= Self-clocking signal =

Signal able to be decoded without an outside source of synchronization

In telecommunications and electronics, a self-clocking signal is one that can be decoded without the need for a separate clock signal or other source of synchronization. This is usually done by including embedded synchronization information within the signal, and adding constraints on the coding of the data payload such that false synchronization can easily be detected.

Most line codes are designed to be self-clocking.

==Isochronicity and anisochronicity==
If a clock signal is embedded in the data transmission, there are two possibilities: the clock signals are sent at the same time as the data (isochronous), or at a different time (anisochronous).

===Isochronous self-clocking signals===
If the embedded clock signal is isochronous, it gets sent simultaneously with the data. Below is an example signal, in this case using the Manchester code self-clocking signal. The data and clock cycles can be thought of as "adding up" to a combination, where both the clock cycle and the data can be retrieved from the transmitted signal.

===Asynchronous self-clocking signals===
Asynchronous self-clocking signals do not combine clock cycles and data transfer into one continuous signal. Instead, the transmission of clock cycles and data transmission is modulated. Below is an example signal used in asynchronous serial communication, where it is made clear that the information about the clock speed is transmitted in a different timeframe than the actual data.

== Implementations ==
Example uses of self-clocking signal protocols include:
- Isochronous
  - Manchester code, where the clock signals occur at the transition points.
  - Plesiochronous digital hierarchy (PDH) signals
  - Eight-to-fourteen modulation (EFM)
  - 4B5B
  - 8b/10b encoding
  - 64b/66b encoding
  - HDLC
  - Modified frequency modulation (MFM)
- Anisochronous
  - Morse code
  - Asynchronous start-stop

Most of these codes can be seen as a kind of run-length limited (RLL) code. Those constraints on "runs" of zeros and "runs" of ones ensure that transitions occur often enough to keep the receiver synchronized.

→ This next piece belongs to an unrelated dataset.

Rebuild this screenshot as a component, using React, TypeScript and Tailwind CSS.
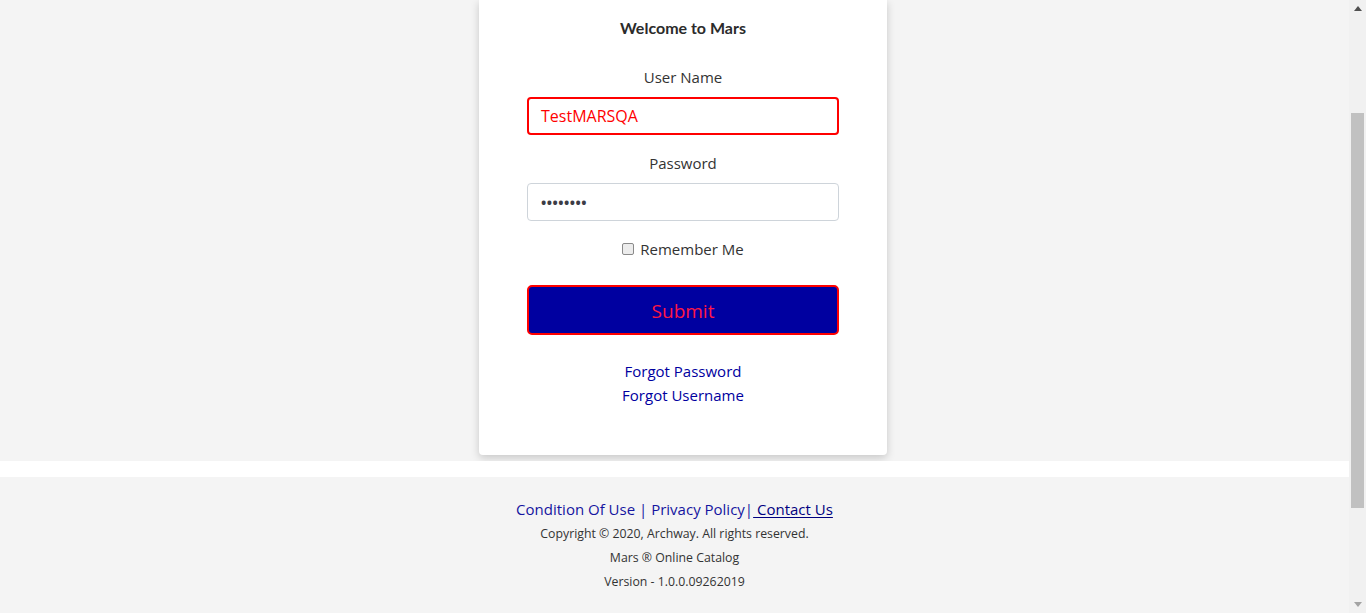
const sans = "font-['Open_Sans','Noto_Sans',sans-serif]";

function LoginCard() {
  return (
    <div className="w-[408px] bg-white rounded-b-[4px] shadow-[0_3px_8px_rgba(0,0,0,0.18)] pt-[18px] pb-[48px] flex flex-col items-center">
      <h1 className="text-[16px] leading-[20px] font-bold text-[#2b2b2b] font-['Lato','Noto_Sans',sans-serif]">Welcome to Mars</h1>

      <label className="mt-[27px] text-[15px] leading-[24px] text-[#333]">User Name</label>
      <div className="mt-[8px] w-[312px] h-[38px] border-2 border-[#ff0000] rounded-[4px] flex items-center px-[12px]">
        <span className="text-[16px] text-[#ff0000]">TestMARSQA</span>
      </div>

      <label className="mt-[16px] text-[15px] leading-[24px] text-[#333]">Password</label>
      <div className="mt-[8px] w-[312px] h-[38px] border border-[#ced4da] rounded-[4px] flex items-center px-[13px]">
        <span className="text-[14px] font-bold tracking-[0.5px] text-[#3c3c46]">••••••••</span>
      </div>

      <div className="mt-[16px] h-[24px] flex items-center gap-[6px]">
        <span className="w-[12px] h-[12px] rounded-[2px] border border-[#8a8a8a] bg-[#ececec]" />
        <span className="text-[15px] text-[#333]">Remember Me</span>
      </div>

      <button className="mt-[24px] w-[312px] h-[50px] bg-[#0000a0] border-2 border-[#ff0000] rounded-[5px] text-[19px] pt-[2px] text-[#ff1744]">
        Submit
      </button>

      <a className="mt-[24px] text-[15px] leading-[24px] text-[#0000a0]">Forgot Password</a>
      <a className="text-[15px] leading-[24px] text-[#0000a0]">Forgot Username</a>
    </div>
  );
}

function Footer() {
  return (
    <footer className="bg-[#f4f4f4] pt-[20px] pb-[19px] flex flex-col items-center text-[#333]">
      <div className="text-[15px] leading-[24px]">
        <a className="text-[#1414a0]">Condition Of Use</a>
        <span className="text-[#1414a0]"> | </span>
        <a className="text-[#1414a0]">Privacy Policy</a>
        <span className="text-[#1414a0]">|</span>
        <a className="text-[#000080] underline underline-offset-2"> Contact Us</a>
      </div>
      <p className="text-[12.3px] leading-[24px] mt-[1px]">Copyright © 2020, Archway. All rights reserved.</p>
      <p className="text-[12.3px] leading-[24px]">Mars ® Online Catalog</p>
      <p className="text-[12.3px] leading-[24px]">Version - 1.0.0.09262019</p>
    </footer>
  );
}

function Scrollbar() {
  return (
    <div className="w-[17px] h-[613px] bg-[#f1f1f1] flex flex-col items-center shrink-0">
      <div className="h-[17px] flex items-center justify-center">
        <svg width="8" height="5" viewBox="0 0 8 5"><path d="M4 0L8 5H0z" fill="#505050" /></svg>
      </div>
      <div className="mt-[96px] w-[13px] h-[395px] bg-[#c1c1c1]" />
      <div className="flex-1" />
      <div className="h-[17px] flex items-center justify-center">
        <svg width="8" height="5" viewBox="0 0 8 5"><path d="M0 0H8L4 5z" fill="#a3a3a3" /></svg>
      </div>
    </div>
  );
}

export default function App() {
  return (
    <div className={`w-[1366px] h-[613px] flex overflow-hidden ${sans}`}>
      <div className="flex-1 flex flex-col">
        <main className="bg-[#f4f4f4] h-[461px] flex justify-center pl-[17px]">
          <div className="self-start">
            <LoginCard />
          </div>
        </main>
        <div className="h-[16px] bg-white" />
        <Footer />
      </div>
      <Scrollbar />
    </div>
  );
}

Such self-clocking signals can be decoded correctly into a stream of bits without bit slip. To further decode that stream of bits and decide which bit is the first bit of a byte, often a self-synchronizing code is used.

== Analog examples ==
Amplitude modulation – modulating a signal $M(t)$ by changing the amplitude of a carrier wave, as in:
$y(t) = M(t) \cdot \cos(\omega_c t),$
is self-clocking, as the zero crossings serve as a clock pulse.

One may consider this clock pulse redundant information, or at least a wasteful use of channel capacity, and duplex the channel by varying the phase, as in polar modulation, or adding another signal that is 90° out of phase (a sine wave), as in quadrature amplitude modulation. The result is to send twice as many signals over the channel, at the cost of losing the clock, and thus suffering signal degradation in case of clock drift (the analog equivalent of bit drift).

This demonstrates how encoding clocking or synchronization in a code costs channel capacity, and illustrates the trade-off.